Tuesday, Mar 22nd, 2016 (7:44 am) - Score 5,656

The Government’s Digital Economy Minister, Ed Vaizey, risks shunning smaller ISPs by proposing a significant shift in the broadband and phone market, which on the upside could mean an end to separate line rental charges and clearer pricing. But you’ll still pay for the line.

According to reports (here and here), Mr Vaizey has summoned BT, TalkTalk, Sky Broadband and Virgin Media to attend a roundtable discussion before Parliament goes on its summer recess (21st July 2016). The discussion will focus on how to kill off the “outdated” system of line rental charges, which Vaizey describes as an “analogue billing system in a digital world.”

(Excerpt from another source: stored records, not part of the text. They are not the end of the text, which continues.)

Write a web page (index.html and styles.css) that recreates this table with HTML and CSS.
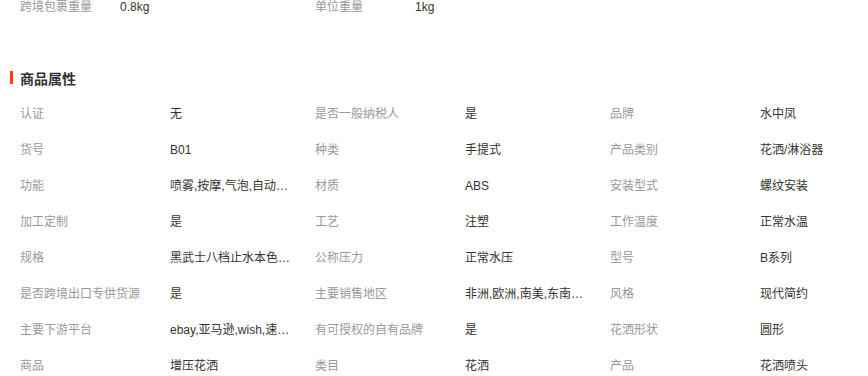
FILE: index.html
```html
<!DOCTYPE html>
<html lang="zh-CN">
<head>
<meta charset="utf-8">
<title>商品属性</title>
<link rel="stylesheet" href="styles.css">
</head>
<body>
<div class="pkg">
  <div class="pkg-item"><span class="pkg-label">跨境包裹重量</span><span class="pkg-value">0.8kg</span></div>
  <div class="pkg-item"><span class="pkg-label">单位重量</span><span class="pkg-value">1kg</span></div>
</div>
<h2 class="title">商品属性</h2>
<div class="attrs">
  <div class="attr"><span class="k">认证</span><span class="v">无</span></div>
  <div class="attr"><span class="k">是否一般纳税人</span><span class="v">是</span></div>
  <div class="attr"><span class="k">品牌</span><span class="v">水中凤</span></div>
  <div class="attr"><span class="k">货号</span><span class="v">B01</span></div>
  <div class="attr"><span class="k">种类</span><span class="v">手提式</span></div>
  <div class="attr"><span class="k">产品类别</span><span class="v">花洒/淋浴器</span></div>
  <div class="attr"><span class="k">功能</span><span class="v">喷雾,按摩,气泡,自动断水</span></div>
  <div class="attr"><span class="k">材质</span><span class="v">ABS</span></div>
  <div class="attr"><span class="k">安装型式</span><span class="v">螺纹安装</span></div>
  <div class="attr"><span class="k">加工定制</span><span class="v">是</span></div>
  <div class="attr"><span class="k">工艺</span><span class="v">注塑</span></div>
  <div class="attr"><span class="k">工作温度</span><span class="v">正常水温</span></div>
  <div class="attr"><span class="k">规格</span><span class="v">黑武士八档止水本色软管套装</span></div>
  <div class="attr"><span class="k">公称压力</span><span class="v">正常水压</span></div>
  <div class="attr"><span class="k">型号</span><span class="v">B系列</span></div>
  <div class="attr"><span class="k">是否跨境出口专供货源</span><span class="v">是</span></div>
  <div class="attr"><span class="k">主要销售地区</span><span class="v">非洲,欧洲,南美,东南亚,北美</span></div>
  <div class="attr"><span class="k">风格</span><span class="v">现代简约</span></div>
  <div class="attr"><span class="k">主要下游平台</span><span class="v">ebay,亚马逊,wish,速卖通</span></div>
  <div class="attr"><span class="k">有可授权的自有品牌</span><span class="v">是</span></div>
  <div class="attr"><span class="k">花洒形状</span><span class="v">圆形</span></div>
  <div class="attr"><span class="k">商品</span><span class="v">增压花洒</span></div>
  <div class="attr"><span class="k">类目</span><span class="v">花洒</span></div>
  <div class="attr"><span class="k">产品</span><span class="v">花洒喷头</span></div>
</div>
</body>
</html>
```
FILE: styles.css
```css
* { box-sizing: border-box; }
html, body { margin: 0; padding: 0; background: #fff; }
body {
  padding-top: 1px;
  font-family: "Liberation Sans", "Noto Sans CJK SC", sans-serif;
  font-size: 12px;
  color: #333;
  overflow: hidden;
}
.pkg {
  display: flex;
  padding-left: 20px;
  height: 12px;
  line-height: 12px;
}
.pkg-item { display: flex; width: 295px; }
.pkg-label { width: 100px; color: #999; }
.pkg-value { color: #333; }
.title {
  margin: 56px 0 0 10px;
  padding-left: 10px;
  font-size: 14px;
  font-weight: bold;
  line-height: 20px;
  height: 20px;
  color: #333;
  position: relative;
}
.title::before {
  content: "";
  position: absolute;
  left: 0;
  top: 2px;
  width: 3px;
  height: 13px;
  background: #ff4400;
}
.attrs {
  margin-top: 7px;
  padding-left: 20px;
  display: grid;
  grid-template-columns: repeat(3, 295px);
}
.attr {
  display: flex;
  height: 36px;
  line-height: 36px;
}
.k { width: 150px; color: #999; white-space: nowrap; }
.v {
  width: 126px;
  color: #333;
  white-space: nowrap;
  overflow: hidden;
  text-overflow: ellipsis;
}
```
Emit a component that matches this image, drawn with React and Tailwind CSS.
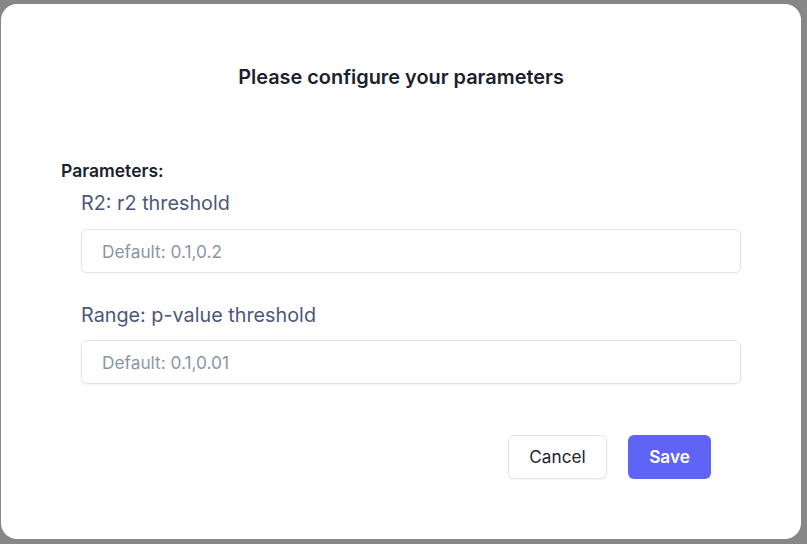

The discussion filters into the recent proposals for new advertising rules (here and here), which would force ISPs to provide customers with a single package cost for both broadband and line rental combined (instead of showing them separately). But this rather ignores how the market actually works, with line rental prices generally being reflected via one of three methods or a combination.

Line Rental and Broadband Combinations

1. Broadband and line rental / phone are both sold as separate products, albeit often operating over the same network (i.e. BTOpenreach) and they usually still need each other in order to work. You can often mix each between different ISPs, thus single pricing would NOT work here (hundreds of ISPs offer this).

2. Broadband and line rental (phone) are sold as a bundle from the same ISP (single pricing would work for bundles).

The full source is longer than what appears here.